━━ Supplied information

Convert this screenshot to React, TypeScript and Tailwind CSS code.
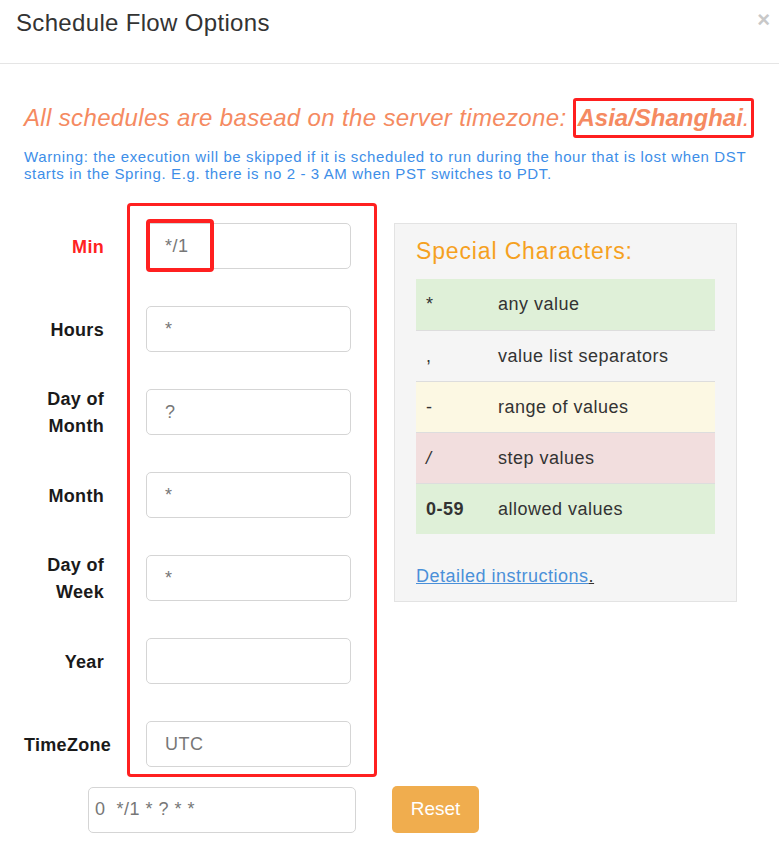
import React from "react";

const rows: { label: string[]; value: string; red?: boolean }[] = [
  { label: ["Min"], value: "*/1", red: true },
  { label: ["Hours"], value: "*" },
  { label: ["Day of", "Month"], value: "?" },
  { label: ["Month"], value: "*" },
  { label: ["Day of", "Week"], value: "*" },
  { label: ["Year"], value: "" },
  { label: ["TimeZone"], value: "UTC" },
];

const specials = [
  { k: "*", v: "any value", bg: "bg-[#dff0d8]", bold: false },
  { k: ",", v: "value list separators", bg: "bg-transparent", bold: false },
  { k: "-", v: "range of values", bg: "bg-[#fcf8e3]", bold: false },
  { k: "/", v: "step values", bg: "bg-[#f2dede]", bold: false },
  { k: "0-59", v: "allowed values", bg: "bg-[#dff0d8]", bold: true },
];

export default function App() {
  return (
    <div className="w-[779px] h-[853px] bg-white overflow-hidden font-['Liberation_Sans',Arial,sans-serif] text-[#333]">
      {/* header */}
      <div className="h-[64px] border-b border-[#e5e5e5] flex justify-between pl-4 pr-[9px] pt-[8px]">
        <div className="text-[24px] leading-[30px] tracking-[0.33px] text-[#333]">Schedule Flow Options</div>
        <div className="text-[22px] leading-[22px] font-bold text-[#c8c8c8] pt-[1px]">×</div>
      </div>

      <div className="pl-6 pt-[38px]">
        <div className="text-[24px] leading-[32px] italic tracking-[0.35px] text-[#f58a61] flex items-center">
          <span>All schedules are basead on the server timezone:&nbsp;</span>
          <span className="font-bold border-[3px] border-[#ff1f1f] rounded-[3px] px-[1px] leading-[34px] -my-[4px] tracking-normal">
            Asia/Shanghai<span className="font-normal">.</span>
          </span>
        </div>
        <div className="mt-[14px] text-[15px] leading-[17px] tracking-[0.62px] text-[#3d8ee8] pr-1">
          Warning: the execution will be skipped if it is scheduled to run during the hour that is lost when DST starts in the Spring. E.g. there is no 2 - 3 AM when PST switches to PDT.
        </div>

        <div className="flex mt-[21px]">
          {/* labels */}
          <div className="w-[80px] flex flex-col gap-[37px] pt-[21px]">
            {rows.map((r) => (
              <div key={r.label.join(" ")} className="h-[46px] flex flex-col justify-center text-right whitespace-nowrap">
                {r.label.map((l) => (
                  <div
                    key={l}
                    className={`w-full text-[18px] leading-[27px] tracking-[0.3px] font-bold ${r.red ? "text-[#ff2222]" : "text-[#1a1a1a]"}`}
                  >
                    {l}
                  </div>
                ))}
              </div>
            ))}
          </div>

          {/* red box */}
          <div className="ml-[23px] w-[250px] border-[3px] border-[#ff2020] rounded-[4px] pt-[17px] pb-[7px] pl-[16px] flex flex-col gap-[37px]">
            {rows.map((r) => (
              <div key={r.label.join(" ")} className="relative w-[205px] h-[46px] border border-[#d5d5d5] rounded-[5px] flex items-center pl-[18px] text-[18px] tracking-[0.5px] text-[#777]">
                {r.value}
                {r.red && (
                  <div className="absolute left-[-1px] top-[-5px] w-[68px] h-[53px] border-[4px] border-[#ff2020] rounded-[4px]" />
                )}
              </div>
            ))}
          </div>

          {/* special characters */}
          <div className="ml-[17px] mt-[20px] w-[343px] h-[379px] bg-[#f5f5f5] border border-[#e3e3e3] px-[21px] pt-[12px] self-start">
            <div className="text-[23px] leading-[30px] tracking-[0.85px] text-[#f5a11f]">Special Characters:</div>
            <div className="mt-[13px] w-[299px]">
              {specials.map((s, i) => (
                <div
                  key={s.v}
                  className={`h-[51px] flex items-center text-[18px] tracking-[0.5px] text-[#333] ${s.bg} ${i > 0 ? "border-t border-[#dddddd]" : ""}`}
                >
                  <div className={`w-[82px] pl-[10px] ${s.bold ? "font-bold" : ""} ${s.k === "/" ? "italic" : ""}`}>{s.k}</div>
                  <div>{s.v}</div>
                </div>
              ))}
            </div>
            <div className="mt-[30px] text-[18px] leading-[24px] tracking-[0.5px]">
              <span className="text-[#4a90d9] underline">Detailed instructions</span>
              <span className="underline text-[#333]">.</span>
            </div>
          </div>
        </div>

        {/* bottom row */}
        <div className="flex items-center mt-[9px] pl-[64px]">
          <div className="w-[268px] h-[46px] border border-[#d5d5d5] rounded-[5px] flex items-center pl-[6px] text-[18px] tracking-[0.5px] text-[#777] whitespace-pre">
            0  */1 * ? * *
          </div>
          <div className="ml-[36px] w-[87px] h-[47px] rounded-[5px] bg-[#f0ad4e] text-white text-[19px] flex items-center justify-center">
            Reset
          </div>
        </div>
      </div>
    </div>
  );
}
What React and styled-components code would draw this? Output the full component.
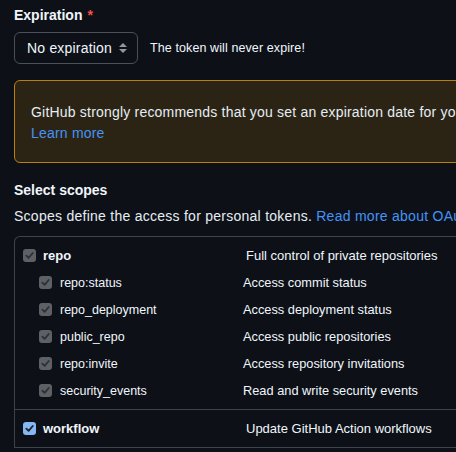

━━━━

> **Task goal**
Determine the number of lines where the string "code" occurs, and give that number only.

> **Output of the task**
2